The necessity of a new mass workers’ party
A similar process took place during the rise of the Labour Left in the 2010s with the sabotage and splits of the Labour Right. That faction of the party is now dominant and unlike the Labour government of 1974-1979, the left will be locked out of the cabinet – a new Labour government will proceed much as in the 1997-2010 ‘New Labour’ period but without the economic conditions of a booming global economy to soften the blow of popular disappointment with the extent of the reforms.
Labour’s current policy-making process does produce a document which is referred to as a programme. But this is not a fixed document which is periodically revised by the membership at a delegate conference – as demonstrated by the ease with which the leadership has disposed of progressive policies contained within the 2017 and 2019 manifestos. It contains no programmatic commitment to achieving working-class political power as a means to liberate the whole of humanity.

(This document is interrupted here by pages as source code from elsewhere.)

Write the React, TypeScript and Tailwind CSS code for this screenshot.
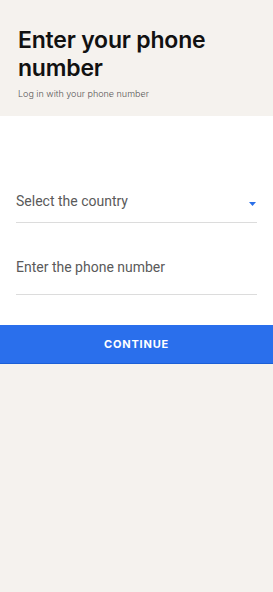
export default function App() {
  return (
    <div className="min-h-[592px] w-full bg-[#f5f2ee] font-['Inter',sans-serif]">
      {/* header */}
      <div className="px-[18px] pt-[26px] pb-[16px]">
        <h1 className="text-[23px] leading-[28px] font-semibold text-[#111] tracking-[-0.2px]">
          Enter your phone number
        </h1>
        <p className="mt-[6px] text-[9px] leading-[12px] font-light text-[#555]">
          Log in with your phone number
        </p>
      </div>

      {/* form */}
      <div className="bg-white px-4 pt-[75px] pb-[30px] font-['Roboto',sans-serif]">
        <div className="flex items-center justify-between border-b border-[#dcdcdc] pb-[11px]">
          <span className="text-[14px] leading-[20px] text-[#5a5a5a]">Select the country</span>
          <svg width="7" height="4" viewBox="0 0 7 4" className="mr-[1px] mt-[6px]">
            <path d="M0 0h7L3.5 4z" fill="#2a6fe8" />
          </svg>
        </div>
        <div className="mt-[32px] border-b border-[#dcdcdc] pb-[15px]">
          <span className="text-[14px] leading-[20px] text-[#5a5a5a]">Enter the phone number</span>
        </div>
      </div>

      <button className="flex h-[39px] w-full items-center justify-center border-b border-[#1b5fd6] bg-[#2a6fec] text-[11px] font-bold tracking-[0.8px] text-white">
        CONTINUE
      </button>
    </div>
  );
}
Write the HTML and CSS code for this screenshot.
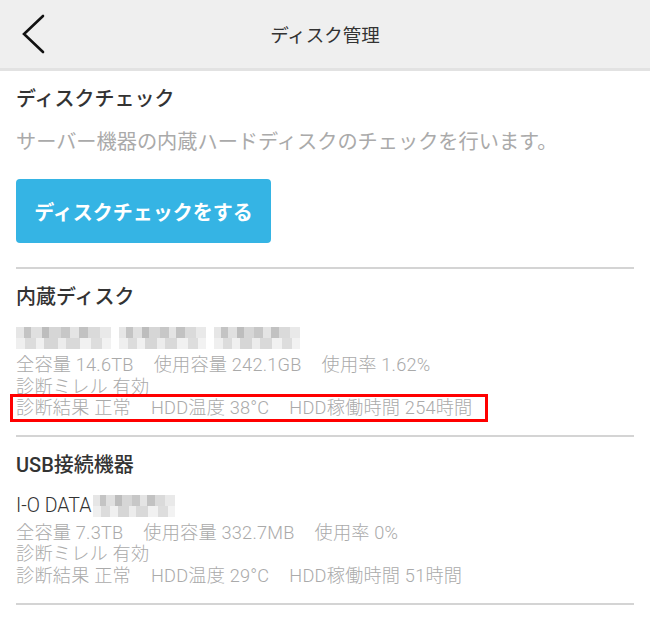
FILE: index.html
```html
<!DOCTYPE html>
<html lang="ja">
<head>
    <meta charset="UTF-8">
    <meta name="viewport" content="width=device-width, initial-scale=1.0">
    <title>ディスク管理</title>
    <link rel="stylesheet" href="styles.css">
</head>
<body>
    <header class="appbar">
        <a class="back" href="#" aria-label="戻る">
            <svg width="30" height="44" viewBox="0 0 30 44">
                <polyline points="25,4 6,22 25,40" fill="none" stroke="#111" stroke-width="2.6" stroke-linecap="round" stroke-linejoin="miter"/>
            </svg>
        </a>
        <h1>ディスク管理</h1>
    </header>

    <main class="content">
        <section class="section">
            <h2>ディスクチェック</h2>
            <p class="desc">サーバー機器の内蔵ハードディスクのチェックを行います。</p>
            <button class="btn">ディスクチェックをする</button>
        </section>

        <section class="section">
            <h2>内蔵ディスク</h2>
            <div class="device">
                <span class="mosaic m1"></span><span class="mosaic m2"></span><span class="mosaic m3"></span>
            </div>
            <div class="info">
                <div class="row">全容量 14.6TB<span class="gap"></span>使用容量 242.1GB<span class="gap"></span>使用率 1.62%</div>
                <div class="row">診断ミレル 有効</div>
                <div class="row marked">診断結果 正常<span class="gap"></span>HDD温度 38°C<span class="gap"></span>HDD稼働時間 254時間</div>
            </div>
        </section>

        <section class="section last">
            <h2>USB接続機器</h2>
            <div class="device">I-O DATA<span class="mosaic m4"></span></div>
            <div class="info">
                <div class="row">全容量 7.3TB<span class="gap"></span>使用容量 332.7MB<span class="gap"></span>使用率 0%</div>
                <div class="row">診断ミレル 有効</div>
                <div class="row">診断結果 正常<span class="gap"></span>HDD温度 29°C<span class="gap"></span>HDD稼働時間 51時間</div>
            </div>
        </section>
    </main>
</body>
</html>
```

FILE: styles.css
```css
body {
    margin: 0;
    background: #fff;
    font-family: Roboto, "Noto Sans CJK JP", sans-serif;
    color: #333;
}
.appbar {
    height: 68px;
    background: #efefef;
    border-bottom: 3px solid #e2e2e2;
    display: flex;
    align-items: center;
    justify-content: center;
    position: relative;
}
.back {
    position: absolute;
    left: 18px;
    top: 12px;
    display: block;
    height: 44px;
}
.appbar h1 {
    margin: 0;
    font-size: 18.5px;
    font-weight: 400;
    color: #333;
}
.content {
    padding: 0 16px;
}
.section {
    border-bottom: 2px solid #d4d4d4;
    padding: 14px 0 16px;
}
.section:first-child {
    padding-bottom: 24px;
}
.section.last {
    padding-bottom: 17px;
}
h2 {
    margin: 0;
    font-size: 20px;
    line-height: 28px;
    font-weight: 500;
    color: #333;
}
.desc {
    margin: 15px 0 0;
    font-size: 20.2px;
    line-height: 28px;
    color: #aaa;
    white-space: nowrap;
}
.btn {
    margin-top: 23px;
    width: 255px;
    height: 64px;
    border: none;
    border-radius: 4px;
    background: #35b4e4;
    color: #fff;
    font-family: inherit;
    font-size: 20px;
    font-weight: 700;
    padding: 0;
}
.device {
    margin-top: 13px;
    height: 28px;
    display: flex;
    align-items: center;
    font-size: 19.5px;
    font-weight: 300;
    color: #333;
}
.mosaic {
    display: inline-block;
    height: 22px;
    margin-right: 8px;
    background:
        linear-gradient(90deg, #e6e6e6 0 8%, #c4c4c4 8% 16%, #e0e0e0 16% 27%, #bdbdbd 27% 35%, #d6d6d6 35% 47%, #c7c7c7 47% 57%, #e4e4e4 57% 66%, #c2c2c2 66% 76%, #dadada 76% 88%, #e9e9e9 88%) top / 100% 11px no-repeat,
        linear-gradient(90deg, #efefef 0 10%, #dcdcdc 10% 21%, #f0f0f0 21% 30%, #d6d6d6 30% 44%, #ececec 44% 53%, #d9d9d9 53% 67%, #f1f1f1 67% 79%, #dddddd 79% 91%, #f2f2f2 91%) bottom / 100% 11px no-repeat;
}
.m1 { width: 95px; }
.m2 { width: 87px; }
.m3 { width: 86px; }
.m4 { width: 82px; margin-left: 2px; }
.info {
    margin-top: 2px;
    font-size: 18.2px;
    font-weight: 300;
    letter-spacing: 0.2px;
    line-height: 21.5px;
    color: #aaa;
    white-space: nowrap;
}
.gap {
    display: inline-block;
    width: 20px;
}
.marked {
    width: fit-content;
    margin-left: -3px;
    padding: 0 12px 0 3px;
    outline: 3px solid #f00;
}
```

Without a doubt, a new mass workers’ party will be required to offer an alternative to the Labour Right from outside the party. But for it to be effective in winning representation in parliament, the rules of the game will have to change.
An emerging new mass workers’ party will have to organise, without representation in parliament for the foreseeable future, as a multi-tendency organisation or alliance of organisations. It will grow by establishing a mass base within workplaces and neighbourhoods with which to influence Labour through its affiliated trade unions and as a coherent electoral bloc until such time as significant independent parliamentary representation is viable.